List each line in which the string "TypeScript" appears.

Data:
• • • • •
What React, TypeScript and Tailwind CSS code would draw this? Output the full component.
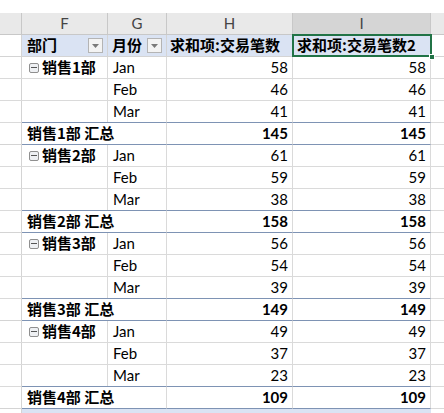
• • • • •
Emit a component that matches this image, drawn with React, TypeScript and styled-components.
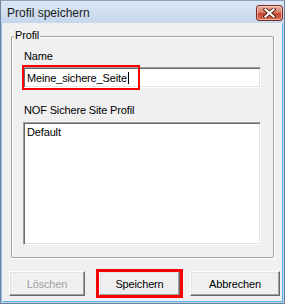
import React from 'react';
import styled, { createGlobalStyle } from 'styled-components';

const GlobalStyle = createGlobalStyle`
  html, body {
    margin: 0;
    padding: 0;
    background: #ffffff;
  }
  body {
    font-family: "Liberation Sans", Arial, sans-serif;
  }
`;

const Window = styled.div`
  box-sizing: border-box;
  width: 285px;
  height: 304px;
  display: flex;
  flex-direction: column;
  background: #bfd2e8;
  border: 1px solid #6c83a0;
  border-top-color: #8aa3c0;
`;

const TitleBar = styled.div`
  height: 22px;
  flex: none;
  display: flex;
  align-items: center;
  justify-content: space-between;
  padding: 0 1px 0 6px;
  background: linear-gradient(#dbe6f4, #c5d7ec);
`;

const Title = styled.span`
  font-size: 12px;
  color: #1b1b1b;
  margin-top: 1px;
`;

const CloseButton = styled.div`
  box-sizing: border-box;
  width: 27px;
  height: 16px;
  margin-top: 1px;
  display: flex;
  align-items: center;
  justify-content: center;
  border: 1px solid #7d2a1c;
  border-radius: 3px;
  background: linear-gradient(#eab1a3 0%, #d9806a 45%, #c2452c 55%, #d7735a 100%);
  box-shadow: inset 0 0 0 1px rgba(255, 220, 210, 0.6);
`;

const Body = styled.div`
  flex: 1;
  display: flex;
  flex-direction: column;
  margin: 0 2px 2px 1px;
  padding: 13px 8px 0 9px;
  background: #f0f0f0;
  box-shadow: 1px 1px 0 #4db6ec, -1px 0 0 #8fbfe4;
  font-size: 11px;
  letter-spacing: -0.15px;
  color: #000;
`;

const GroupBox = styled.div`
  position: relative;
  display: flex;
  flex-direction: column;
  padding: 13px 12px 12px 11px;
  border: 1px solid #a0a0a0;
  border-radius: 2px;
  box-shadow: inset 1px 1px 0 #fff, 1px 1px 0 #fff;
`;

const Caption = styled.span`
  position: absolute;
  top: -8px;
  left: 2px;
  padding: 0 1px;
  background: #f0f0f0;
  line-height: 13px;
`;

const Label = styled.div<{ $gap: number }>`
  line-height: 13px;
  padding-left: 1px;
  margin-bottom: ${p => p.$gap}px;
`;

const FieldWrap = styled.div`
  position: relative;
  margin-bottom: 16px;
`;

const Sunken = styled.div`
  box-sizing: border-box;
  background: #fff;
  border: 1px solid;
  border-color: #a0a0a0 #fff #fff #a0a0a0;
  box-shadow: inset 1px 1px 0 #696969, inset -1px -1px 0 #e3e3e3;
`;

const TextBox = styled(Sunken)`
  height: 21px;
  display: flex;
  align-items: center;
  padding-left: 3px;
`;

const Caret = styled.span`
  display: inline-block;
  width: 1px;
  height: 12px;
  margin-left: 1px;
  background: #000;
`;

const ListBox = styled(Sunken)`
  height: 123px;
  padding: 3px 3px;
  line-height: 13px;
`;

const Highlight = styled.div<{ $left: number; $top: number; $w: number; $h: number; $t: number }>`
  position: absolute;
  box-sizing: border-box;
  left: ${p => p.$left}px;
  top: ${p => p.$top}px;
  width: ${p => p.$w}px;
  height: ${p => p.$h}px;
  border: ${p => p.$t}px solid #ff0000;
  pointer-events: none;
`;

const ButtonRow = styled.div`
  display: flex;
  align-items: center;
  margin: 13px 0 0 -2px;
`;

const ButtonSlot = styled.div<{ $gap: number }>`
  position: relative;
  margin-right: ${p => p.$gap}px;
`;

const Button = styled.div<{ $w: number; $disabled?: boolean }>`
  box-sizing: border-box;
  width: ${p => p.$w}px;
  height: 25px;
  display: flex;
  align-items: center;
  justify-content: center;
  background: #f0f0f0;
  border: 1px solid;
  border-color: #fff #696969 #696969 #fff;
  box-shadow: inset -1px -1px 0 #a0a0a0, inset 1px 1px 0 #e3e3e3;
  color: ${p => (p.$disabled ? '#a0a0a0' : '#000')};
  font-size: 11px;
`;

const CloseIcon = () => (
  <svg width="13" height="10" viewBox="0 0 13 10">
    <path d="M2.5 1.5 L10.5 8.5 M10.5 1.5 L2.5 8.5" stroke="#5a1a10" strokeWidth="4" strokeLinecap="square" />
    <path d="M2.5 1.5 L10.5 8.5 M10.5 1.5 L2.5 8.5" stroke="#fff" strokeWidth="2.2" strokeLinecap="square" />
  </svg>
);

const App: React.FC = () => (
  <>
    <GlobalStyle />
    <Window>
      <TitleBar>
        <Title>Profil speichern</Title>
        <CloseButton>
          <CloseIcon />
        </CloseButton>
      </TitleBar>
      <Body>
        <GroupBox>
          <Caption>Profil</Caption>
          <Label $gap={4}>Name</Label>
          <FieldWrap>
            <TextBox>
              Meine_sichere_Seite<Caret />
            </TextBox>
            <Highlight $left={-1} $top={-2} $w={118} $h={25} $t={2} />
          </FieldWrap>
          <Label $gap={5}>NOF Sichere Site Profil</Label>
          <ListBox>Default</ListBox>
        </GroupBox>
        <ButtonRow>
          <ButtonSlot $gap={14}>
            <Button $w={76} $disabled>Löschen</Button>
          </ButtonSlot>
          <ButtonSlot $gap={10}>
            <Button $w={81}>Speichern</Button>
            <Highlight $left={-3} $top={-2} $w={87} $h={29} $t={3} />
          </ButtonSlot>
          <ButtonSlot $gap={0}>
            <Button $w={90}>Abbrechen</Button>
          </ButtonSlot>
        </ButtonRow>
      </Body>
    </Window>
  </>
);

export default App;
• • • • •
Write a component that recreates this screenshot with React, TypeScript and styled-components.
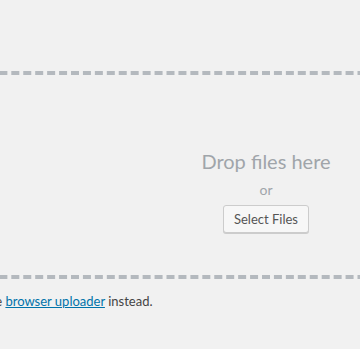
• • • • •
Task answer:
What React, TypeScript and Tailwind CSS code would draw this? Output the full component.
Emit a component that matches this image, drawn with React, TypeScript and styled-components.
Write a component that recreates this screenshot with React, TypeScript and styled-components.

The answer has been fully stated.